L’Iran, quant à lui, avait affirmé qu’il cessera le combat quand Israël arrêtera ses actes d’agression. Et le 27 juin, Trump fit une proposition qui se noya parmi ses innombrables et quotidiennes déclarations. Et cette proposition était une alternative à l’Iran consistant à abandonner le nucléaire et bénéficier de 30 milliards de dollars généreusement financés par les pays du Golfe. Cette offre est la preuve que les installations nucléaires n’étaient pas anéanties et que les 30 milliards reçurent la réponse d’un grand peuple sous la forme d’une phrase : «Nous avons sacrifié notre sang pour notre terre, et l’Iran, dans son histoire, il n’y a pas de trace de capitulation.»
La nouvelle carte géostratégique du Moyen-Orient
Netanyahou, après son attaque surprise du 13 juin et quelques gains tactiques limités dans le temps, a cru fanfaronner, comme à son habitude, en disant qu’il allait changer le Moyen-Orient.

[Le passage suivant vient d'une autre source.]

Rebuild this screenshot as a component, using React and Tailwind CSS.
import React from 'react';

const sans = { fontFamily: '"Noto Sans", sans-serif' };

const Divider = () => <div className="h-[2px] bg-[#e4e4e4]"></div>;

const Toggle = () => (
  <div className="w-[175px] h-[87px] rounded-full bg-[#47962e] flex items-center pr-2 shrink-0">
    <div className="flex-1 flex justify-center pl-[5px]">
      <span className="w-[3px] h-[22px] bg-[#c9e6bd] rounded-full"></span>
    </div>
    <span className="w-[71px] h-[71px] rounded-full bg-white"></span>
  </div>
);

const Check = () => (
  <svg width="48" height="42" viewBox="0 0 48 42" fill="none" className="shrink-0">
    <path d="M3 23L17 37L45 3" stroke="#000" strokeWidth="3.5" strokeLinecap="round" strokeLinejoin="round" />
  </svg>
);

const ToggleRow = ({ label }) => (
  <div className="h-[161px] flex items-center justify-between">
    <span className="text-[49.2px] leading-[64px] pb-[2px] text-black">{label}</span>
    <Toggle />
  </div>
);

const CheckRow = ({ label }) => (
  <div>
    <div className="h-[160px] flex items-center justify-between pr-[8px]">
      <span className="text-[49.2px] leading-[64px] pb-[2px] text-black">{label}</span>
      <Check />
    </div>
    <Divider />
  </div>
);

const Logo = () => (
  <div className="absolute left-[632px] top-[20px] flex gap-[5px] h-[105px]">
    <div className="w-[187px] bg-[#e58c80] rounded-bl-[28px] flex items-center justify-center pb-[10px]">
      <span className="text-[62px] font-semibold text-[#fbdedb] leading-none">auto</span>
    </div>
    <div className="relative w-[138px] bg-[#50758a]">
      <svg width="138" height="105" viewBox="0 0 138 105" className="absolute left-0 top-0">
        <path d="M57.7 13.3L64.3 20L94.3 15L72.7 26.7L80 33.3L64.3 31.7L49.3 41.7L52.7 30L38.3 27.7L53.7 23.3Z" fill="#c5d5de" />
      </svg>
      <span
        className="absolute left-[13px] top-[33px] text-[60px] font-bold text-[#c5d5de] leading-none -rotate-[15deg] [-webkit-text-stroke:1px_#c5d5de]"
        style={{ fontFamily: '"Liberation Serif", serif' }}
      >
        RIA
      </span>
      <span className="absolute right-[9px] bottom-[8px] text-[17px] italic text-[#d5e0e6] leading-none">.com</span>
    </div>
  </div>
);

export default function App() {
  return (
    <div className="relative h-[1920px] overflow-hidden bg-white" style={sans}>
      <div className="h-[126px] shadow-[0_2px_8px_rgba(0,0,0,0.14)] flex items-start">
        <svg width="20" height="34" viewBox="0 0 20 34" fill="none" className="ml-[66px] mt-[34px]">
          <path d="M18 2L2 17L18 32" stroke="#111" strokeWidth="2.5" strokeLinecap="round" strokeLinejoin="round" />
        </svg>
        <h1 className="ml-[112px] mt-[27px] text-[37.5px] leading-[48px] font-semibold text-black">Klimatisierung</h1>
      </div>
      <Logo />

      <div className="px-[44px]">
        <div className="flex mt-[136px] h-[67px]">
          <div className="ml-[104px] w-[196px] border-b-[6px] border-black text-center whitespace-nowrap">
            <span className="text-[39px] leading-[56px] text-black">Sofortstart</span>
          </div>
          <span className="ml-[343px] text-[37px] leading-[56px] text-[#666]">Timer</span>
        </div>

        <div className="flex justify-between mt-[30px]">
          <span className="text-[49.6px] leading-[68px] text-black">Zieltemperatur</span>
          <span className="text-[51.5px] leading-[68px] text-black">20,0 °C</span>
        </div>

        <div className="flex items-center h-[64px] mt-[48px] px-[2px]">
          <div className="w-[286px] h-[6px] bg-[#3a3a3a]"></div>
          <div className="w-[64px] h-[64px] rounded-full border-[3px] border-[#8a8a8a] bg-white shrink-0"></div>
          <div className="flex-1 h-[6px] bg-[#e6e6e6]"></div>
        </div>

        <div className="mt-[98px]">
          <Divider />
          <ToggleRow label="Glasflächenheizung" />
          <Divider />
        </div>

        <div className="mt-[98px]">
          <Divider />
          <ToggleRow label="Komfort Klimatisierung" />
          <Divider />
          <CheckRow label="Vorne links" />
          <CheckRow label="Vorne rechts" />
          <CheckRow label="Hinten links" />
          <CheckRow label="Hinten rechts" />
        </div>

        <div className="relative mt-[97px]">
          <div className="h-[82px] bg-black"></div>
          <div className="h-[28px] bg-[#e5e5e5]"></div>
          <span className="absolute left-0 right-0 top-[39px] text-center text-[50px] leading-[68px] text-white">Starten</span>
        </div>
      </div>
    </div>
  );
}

Mais avant lui, tant de dirigeants israéliens en ont rêvé, faisant appel à la force comme Sharon ou au développement économique comme Pérez, mais les peuples sont toujours là et la lutte continue. Et c’est Netanyahou, contrairement à ses prédécesseurs, qui a, le premier, assisté au spectacle jamais vu dans ses villes en ruine et dont les habitants passaient leurs nuits dans des abris préparés ou bien improvisés, métro, parkings, etc. Excité par ses illusions de conquête facile, il ne cesse de courir derrière des «victoires», mais comme Sisyphe de la mythologie, il se fatiguera et saura que son univers mental se nourrit d’illusions alors que les peuples transmettent les clés du futur, héritage d’une histoire née et enracinée dans une terre qu’ils n’ont jamais quittée.

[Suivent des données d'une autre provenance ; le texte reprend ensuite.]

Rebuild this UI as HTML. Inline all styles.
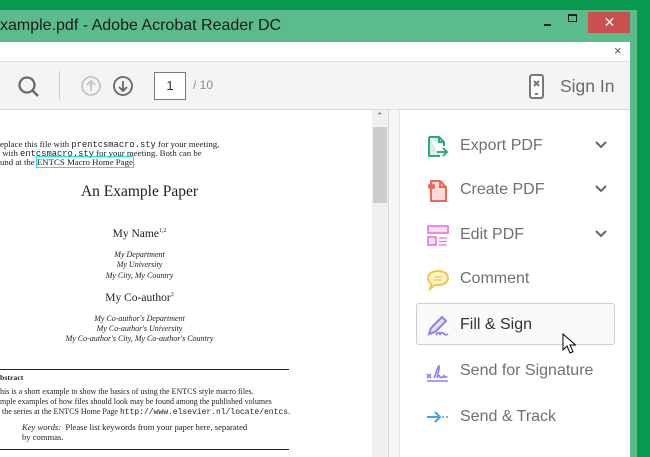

Ainsi, la carte de la région qu’il rêve de dessiner va nécessiter la traversée des fleuves, escalader des montagnes, sauter par-dessus des ravins, autant de lieux défendus par leurs habitants. Gaza donne l’exemple déjà, et l’Iran confirme que les chimères sont du côté des conquérants. Après les illusions de ces derniers, alors que la muraille de l’histoire protège les peuples de la région, voyons les acteurs qui vont influer sur la géostratégie de la région. Il y a évidemment la puissance américaine déjà sur place et deux autres puissances voisines par la géographie, la Russie et la Chine. Jusqu’ici, les Etats-Unis se contentaient d’assurer la stabilité du Moyen-Orient pour se consacrer à leur objectif et dessein forcenés, contenir la Chine et demeurer la première puissance du monde. Mais la contenir par la force de la paix ou la paix par la force, oxymores bébêtes, ça marche dans les forums mais pas chez les peuples qui connaissent les atrocités de la guerre tout en chérissant la paix.
Avec l’agression israélienne soutenue militairement par les Américains en bombardant l’Iran avec une arme jamais utilisée, la Russie et la Chine, généralement peu «guerrières» dans leurs expressions diplomatiques, la guerre entamée le 13 juin les a fait sortir de leur sagesse habituelle. Le ministre chinois des Affaires étrangères a dit sans ambages : «La Chine ne restera pas les bras croisés.» Quant au président chinois, Xi Jinping, il téléphona à Poutine, son homologue russe. Lequel reçut le ministre iranien des Affaires étrangères au lendemain du bombardement des installations nucléaires de l’Iran. Ce ballet diplomatique est le signe que l’affaire est sérieuse car les conséquences de cette guerre sur l’Ukraine et dans l’Indo-Pacifique créent une situation dangereuse.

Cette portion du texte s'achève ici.